I'd like to quote his entire book, but can't. Anyway, the image of someone coming "from Galilee" would be vaguely subversive--somewhat like being a rural Quaker would sound to a London Episcopalian, back in the 1600's.

When I think "under a fig tree," it reminds me of prophecies of a time when God would bring Israel under his reign, so that "every man would sit under his own fig tree," undisturbed by hunger, envy, or greed. I dunno if this is a hint in that direction, but it might be... and then there was the fig tree, symbolic of the religious hierarchy of his day, which Jesus allegedly cursed because it had failed to bear fruit. Hmmm! Then (?!) this worthy Israelite has been sitting under ("understanding"?) the Hebrew religion as conveyed by the prosperous, Hellenized Jerusalem elite, didn't think much of this guy from the flaming-radical sticks, but after meeting Jesus, concludes that he is "the son of God" == "king of Israel." (Think of the Chinese term 'Son of Heaven.' Or that line from a traditional 'coronation' Psalm: "You are my son; today I have begotten you.")

All right, so maybe it is a passage about the changing nature of humanity? I'm not sure it isn't, but I don't understand!

At 9:50 a.m., Blogger Hystery said...

The passage seems to fall inside a pattern of holding up the unlikeliest people as a source of Good.
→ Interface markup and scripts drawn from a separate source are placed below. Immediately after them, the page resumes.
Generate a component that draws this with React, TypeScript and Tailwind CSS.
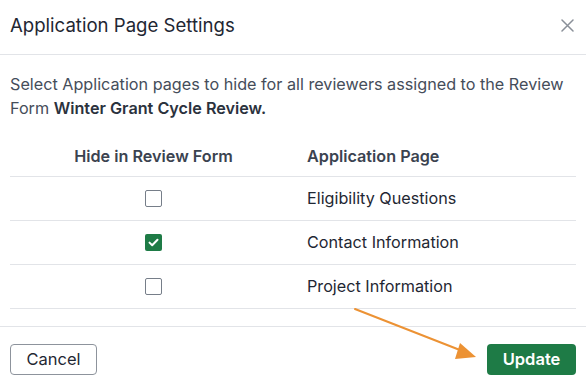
import React from "react";

function Checkbox({ checked }: { checked?: boolean }) {
  if (checked) {
    return (
      <div className="w-[17px] h-[17px] rounded-[2px] bg-[#1e7b46] flex items-center justify-center">
        <svg width="11" height="9" viewBox="0 0 11 9" fill="none">
          <path d="M1.5 4.6L4.2 7.2L9.5 1.8" stroke="white" strokeWidth="2" strokeLinecap="round" strokeLinejoin="round" />
        </svg>
      </div>
    );
  }
  return <div className="w-[17px] h-[17px] rounded-[2px] border-[1.5px] border-[#767e89] bg-white" />;
}

export default function App() {
  const rows = [
    { name: "Eligibility Questions", checked: false },
    { name: "Contact Information", checked: true },
    { name: "Project Information", checked: false },
  ];
  return (
    <div className="w-[586px] h-[386px] bg-white relative overflow-hidden" style={{ fontFamily: "Inter, 'Noto Sans', sans-serif" }}>
      <div className="h-[55px] flex items-center justify-between pl-[10px] pr-[12px] pb-[3px] border-b border-[#e2e4e8]">
        <div className="text-[18.6px] text-[#1f2733]">Application Page Settings</div>
        <svg width="13" height="13" viewBox="0 0 13 13">
          <path d="M1 1L12 12M12 1L1 12" stroke="#8a9099" strokeWidth="1.5" strokeLinecap="round" />
        </svg>
      </div>
      <div className="pl-[10px] pr-[4px] pt-[17px] text-[16.2px] leading-[24px] text-[#454d5a] whitespace-nowrap">
        Select Application pages to hide for all reviewers assigned to the Review
        <br />
        Form <span className="font-semibold text-[#2b323d]">Winter Grant Cycle Review.</span>
      </div>
      <div className="mx-[10px] mt-[16px]">
        <div className="flex h-[41px] items-center border-b border-[#e2e4e8] text-[16.2px] font-semibold text-[#3b4350]">
          <div className="w-[287px] text-center">Hide in Review Form</div>
          <div className="pl-[10px]">Application Page</div>
        </div>
        {rows.map((r) => (
          <div key={r.name} className="flex h-[44px] items-center border-b border-[#e2e4e8] text-[16.2px] text-[#1f2733]">
            <div className="w-[287px] flex justify-center">
              <Checkbox checked={r.checked} />
            </div>
            <div className="pl-[10px]">{r.name}</div>
          </div>
        ))}
      </div>
      <div className="absolute left-0 right-0 top-[326px] border-t border-[#e2e4e8] h-[60px] flex items-center justify-between px-[10px] pt-[5px]">
        <button className="h-[31px] w-[87px] rounded-[4px] border border-[#8d939c] bg-white text-[16.5px] text-[#1f2733]">Cancel</button>
        <button className="h-[31px] w-[89px] rounded-[4px] bg-[#1e7b46] text-[16.5px] font-semibold text-white">Update</button>
      </div>
      <svg className="absolute left-0 top-0 pointer-events-none" width="586" height="386">
        <line x1="355" y1="309" x2="465" y2="352" stroke="#ec9234" strokeWidth="2" strokeLinecap="round" />
        <path d="M476 357 L460 343 L455 359 Z" fill="#ec9234" />
      </svg>
    </div>
  );
}
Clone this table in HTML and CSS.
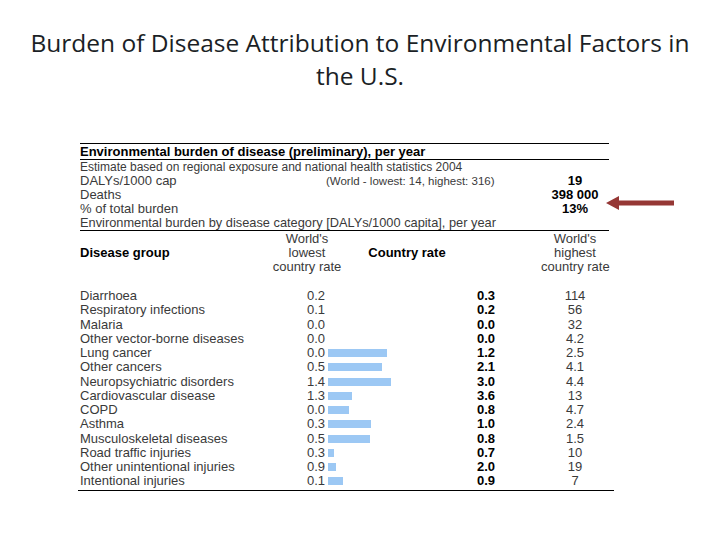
FILE: index.html
```html
<!DOCTYPE html>
<html lang="en">
<head>
<meta charset="utf-8">
<title>Burden of Disease Attribution to Environmental Factors in the U.S.</title>
<link rel="stylesheet" href="styles.css">
</head>
<body>
<h1 class="title">Burden of Disease Attribution to Environmental Factors in the U.S.</h1>

<div class="sheet">
  <div class="row head-row">Environmental burden of disease (preliminary), per year</div>
  <div class="summary">
    <div class="row small">Estimate based on regional exposure and national health statistics 2004</div>
    <div class="row">
      <span class="lbl">DALYs/1000 cap</span>
      <span class="note">(World - lowest: 14, highest: 316)</span>
      <span class="val">19</span>
    </div>
    <div class="row">
      <span class="lbl">Deaths</span>
      <span class="note"></span>
      <span class="val">398 000</span>
    </div>
    <div class="row">
      <span class="lbl">% of total burden</span>
      <span class="note"></span>
      <span class="val">13%</span>
    </div>
    <div class="row mid">Environmental burden by disease category [DALYs/1000 capita], per year</div>
  </div>

  <div class="colhead">
    <div class="ch-name">Disease group</div>
    <div class="ch-low">World's<br>lowest<br>country rate</div>
    <div class="ch-rate">Country rate</div>
    <div class="ch-gap"></div>
    <div class="ch-high">World's<br>highest<br>country rate</div>
  </div>

  <div class="data">
    <div class="drow"><span class="c-name">Diarrhoea</span><span class="c-low">0.2</span><span class="c-bar"></span><span class="c-rate">0.3</span><span class="c-high">114</span></div>
    <div class="drow"><span class="c-name">Respiratory infections</span><span class="c-low">0.1</span><span class="c-bar"></span><span class="c-rate">0.2</span><span class="c-high">56</span></div>
    <div class="drow"><span class="c-name">Malaria</span><span class="c-low">0.0</span><span class="c-bar"></span><span class="c-rate">0.0</span><span class="c-high">32</span></div>
    <div class="drow"><span class="c-name">Other vector-borne diseases</span><span class="c-low">0.0</span><span class="c-bar"></span><span class="c-rate">0.0</span><span class="c-high">4.2</span></div>
    <div class="drow"><span class="c-name">Lung cancer</span><span class="c-low">0.0</span><span class="c-bar"><i class="bar" style="width:59px"></i></span><span class="c-rate">1.2</span><span class="c-high">2.5</span></div>
    <div class="drow"><span class="c-name">Other cancers</span><span class="c-low">0.5</span><span class="c-bar"><i class="bar" style="width:54px"></i></span><span class="c-rate">2.1</span><span class="c-high">4.1</span></div>
    <div class="drow"><span class="c-name">Neuropsychiatric disorders</span><span class="c-low">1.4</span><span class="c-bar"><i class="bar" style="width:63px"></i></span><span class="c-rate">3.0</span><span class="c-high">4.4</span></div>
    <div class="drow"><span class="c-name">Cardiovascular disease</span><span class="c-low">1.3</span><span class="c-bar"><i class="bar" style="width:24px"></i></span><span class="c-rate">3.6</span><span class="c-high">13</span></div>
    <div class="drow"><span class="c-name">COPD</span><span class="c-low">0.0</span><span class="c-bar"><i class="bar" style="width:21px"></i></span><span class="c-rate">0.8</span><span class="c-high">4.7</span></div>
    <div class="drow"><span class="c-name">Asthma</span><span class="c-low">0.3</span><span class="c-bar"><i class="bar" style="width:43px"></i></span><span class="c-rate">1.0</span><span class="c-high">2.4</span></div>
    <div class="drow"><span class="c-name">Musculoskeletal diseases</span><span class="c-low">0.5</span><span class="c-bar"><i class="bar" style="width:42px"></i></span><span class="c-rate">0.8</span><span class="c-high">1.5</span></div>
    <div class="drow"><span class="c-name">Road traffic injuries</span><span class="c-low">0.3</span><span class="c-bar"><i class="bar" style="width:6px"></i></span><span class="c-rate">0.7</span><span class="c-high">10</span></div>
    <div class="drow"><span class="c-name">Other unintentional injuries</span><span class="c-low">0.9</span><span class="c-bar"><i class="bar" style="width:8px"></i></span><span class="c-rate">2.0</span><span class="c-high">19</span></div>
    <div class="drow"><span class="c-name">Intentional injuries</span><span class="c-low">0.1</span><span class="c-bar"><i class="bar" style="width:15px"></i></span><span class="c-rate">0.9</span><span class="c-high">7</span></div>
  </div>

  <svg class="arrow" width="68" height="16" viewBox="0 0 68 16" aria-hidden="true">
    <polygon points="0,8 13,1 13,5.5 68,5.5 68,10.5 13,10.5 13,15" fill="#953735"/>
  </svg>
</div>
</body>
</html>
```

FILE: styles.css
```css
html, body {
  margin: 0;
  padding: 0;
  background: #ffffff;
}

.title {
  margin: 0;
  padding: 26px 20px 0;
  text-align: center;
  font-family: "Open Sans", "Liberation Sans", sans-serif;
  font-weight: 400;
  font-size: 24.5px;
  line-height: 33px;
  color: #1b1f26;
}

.sheet {
  position: relative;
  margin: 51px 0 0 80px;
  width: 529px;
  font-family: "Liberation Sans", Arial, sans-serif;
  font-size: 13px;
  color: #3a3a3a;
}

.row {
  display: flex;
  height: 14px;
  line-height: 14px;
  white-space: nowrap;
}

.small {
  font-size: 12px;
}

.mid {
  font-size: 12.8px;
}

.head-row {
  height: 15px;
  line-height: 15px;
  border-top: 1px solid #000;
  border-bottom: 1px solid #000;
  font-weight: bold;
  color: #000;
}

.summary {
  border-bottom: 1px solid #000;
}

.lbl {
  width: 246px;
}

.note {
  width: 215px;
  font-size: 11.5px;
}

.val {
  width: 68px;
  text-align: center;
  font-weight: bold;
  color: #000;
}

.colhead {
  display: flex;
  align-items: center;
  height: 42px;
  line-height: 14px;
  margin-top: 1px;
  white-space: nowrap;
}

.ch-name {
  width: 187px;
  font-weight: bold;
  color: #000;
}

.ch-low {
  width: 80px;
  text-align: center;
}

.ch-rate {
  width: 120px;
  text-align: center;
  font-weight: bold;
  color: #000;
}

.ch-gap {
  width: 74px;
}

.ch-high {
  width: 68px;
  text-align: center;
}

.data {
  margin-top: 15px;
  margin-left: -2px;
  padding-left: 2px;
  margin-right: -5px;
  padding-right: 5px;
  border-bottom: 1px solid #000;
  padding-bottom: 1px;
}

.drow {
  display: flex;
  align-items: center;
  height: 14.25px;
  line-height: 14px;
  white-space: nowrap;
}

.c-name {
  width: 227px;
}

.c-low {
  width: 21px;
}

.c-bar {
  width: 149px;
  display: flex;
  align-items: center;
}

.bar {
  display: block;
  height: 8px;
  background: #9cc8f4;
}

.c-rate {
  width: 64px;
  font-weight: bold;
  color: #000;
}

.c-high {
  width: 68px;
  text-align: center;
}

.arrow {
  position: absolute;
  left: 526px;
  top: 52px;
}
```
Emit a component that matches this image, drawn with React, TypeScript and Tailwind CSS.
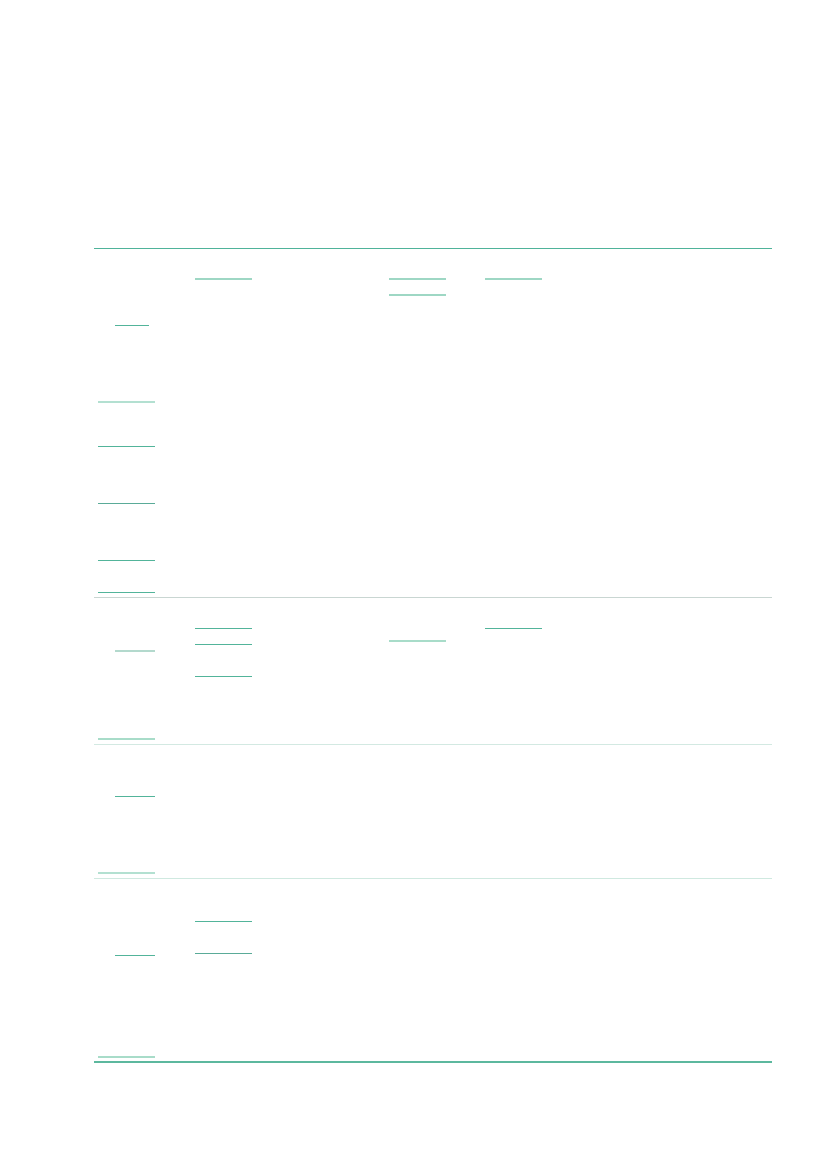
import React from "react";

// underline of a link whose text is not drawn
const Link: React.FC<{ className: string }> = ({ className }) => (
  <a className={"block " + className} aria-hidden="true" />
);

const App: React.FC = () => {
  return (
    <div className="min-h-[1169px] w-[827px] bg-white pt-[248px] font-['Liberation_Sans',sans-serif]">
      <div className="ml-[94px] w-[678px]">
        {/* Group 1 */}
        <div className="grid h-[349px] grid-cols-7 border-t border-[#4fb39a]">
          <div className="flex flex-col">
            <Link className="ml-[21px] mt-[76px] h-px w-[34px] bg-[#52b49a]" />
            <Link className="ml-[4px] mt-[75px] h-[2px] w-[57px] bg-[#b3e0d1]" />
            <Link className="ml-[4px] mt-[43px] h-px w-[57px] bg-[#52b49a]" />
            <Link className="ml-[4px] mt-[56px] h-px w-[57px] bg-[#5aab98]" />
            <Link className="ml-[4px] mt-[56px] h-px w-[57px] bg-[#52b49a]" />
            <Link className="ml-[4px] mt-[31px] h-px w-[57px] bg-[#52b49a]" />
          </div>
          <div className="flex flex-col">
            <Link className="ml-[4px] mt-[29px] h-[2px] w-[57px] bg-[#9ed7c4]" />
          </div>
          <div />
          <div className="flex flex-col">
            <Link className="ml-[4px] mt-[29px] h-[2px] w-[57px] bg-[#9ed7c4]" />
            <Link className="ml-[4px] mt-[14px] h-[2px] w-[57px] bg-[#9ed7c4]" />
          </div>
          <div className="flex flex-col">
            <Link className="ml-[4px] mt-[29px] h-[2px] w-[57px] bg-[#9ed7c4]" />
          </div>
          <div />
          <div />
        </div>

        {/* Group 2 */}
        <div className="grid h-[147px] grid-cols-7 border-t border-[#c9d6d2]">
          <div className="flex flex-col">
            <Link className="ml-[21px] mt-[52px] h-[2px] w-[40px] bg-[#b3d9cd]" />
            <Link className="ml-[4px] mt-[86px] h-[2px] w-[57px] bg-[#a8dcc9]" />
          </div>
          <div className="flex flex-col">
            <Link className="ml-[4px] mt-[30px] h-px w-[57px] bg-[#52b49a]" />
            <Link className="ml-[4px] mt-[15px] h-px w-[57px] bg-[#52b49a]" />
            <Link className="ml-[4px] mt-[31px] h-px w-[57px] bg-[#52b49a]" />
          </div>
          <div />
          <div className="flex flex-col">
            <Link className="ml-[4px] mt-[42px] h-[2px] w-[57px] bg-[#a8dcc9]" />
          </div>
          <div className="flex flex-col">
            <Link className="ml-[4px] mt-[30px] h-px w-[57px] bg-[#52b49a]" />
          </div>
          <div />
          <div />
        </div>

        {/* Group 3 */}
        <div className="grid h-[134px] grid-cols-7 border-t border-[#d3e9e2]">
          <div className="flex flex-col">
            <Link className="ml-[21px] mt-[51px] h-px w-[40px] bg-[#52b49a]" />
            <Link className="ml-[4px] mt-[75px] h-[2px] w-[57px] bg-[#b3e0d1]" />
          </div>
          <div />
          <div />
          <div />
          <div />
          <div />
          <div />
        </div>

        {/* Group 4 */}
        <div className="grid h-[185px] grid-cols-7 border-t border-b-2 border-t-[#cfe9e0] border-b-[#5cb89e]">
          <div className="flex flex-col">
            <Link className="ml-[21px] mt-[76px] h-px w-[40px] bg-[#52b49a]" />
            <Link className="ml-[4px] mt-[100px] h-[2px] w-[57px] bg-[#a8dcc9]" />
          </div>
          <div className="flex flex-col">
            <Link className="ml-[4px] mt-[42px] h-px w-[57px] bg-[#52b49a]" />
            <Link className="ml-[4px] mt-[31px] h-px w-[57px] bg-[#5aab98]" />
          </div>
          <div />
          <div />
          <div />
          <div />
          <div />
        </div>
      </div>
    </div>
  );
};

export default App;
If we understand his ministry as one that challenges the privileged, ruling, Temple-centered elite for their hypocrisy and abuses, then it makes sense to continue to highlight fishermen and farmers, Nazarenes and Samaritans, lepers, prostitutes and tax collectors. I really like the comparison you draw to earlier conflicts between rural and urban Friends. That was helpful to me.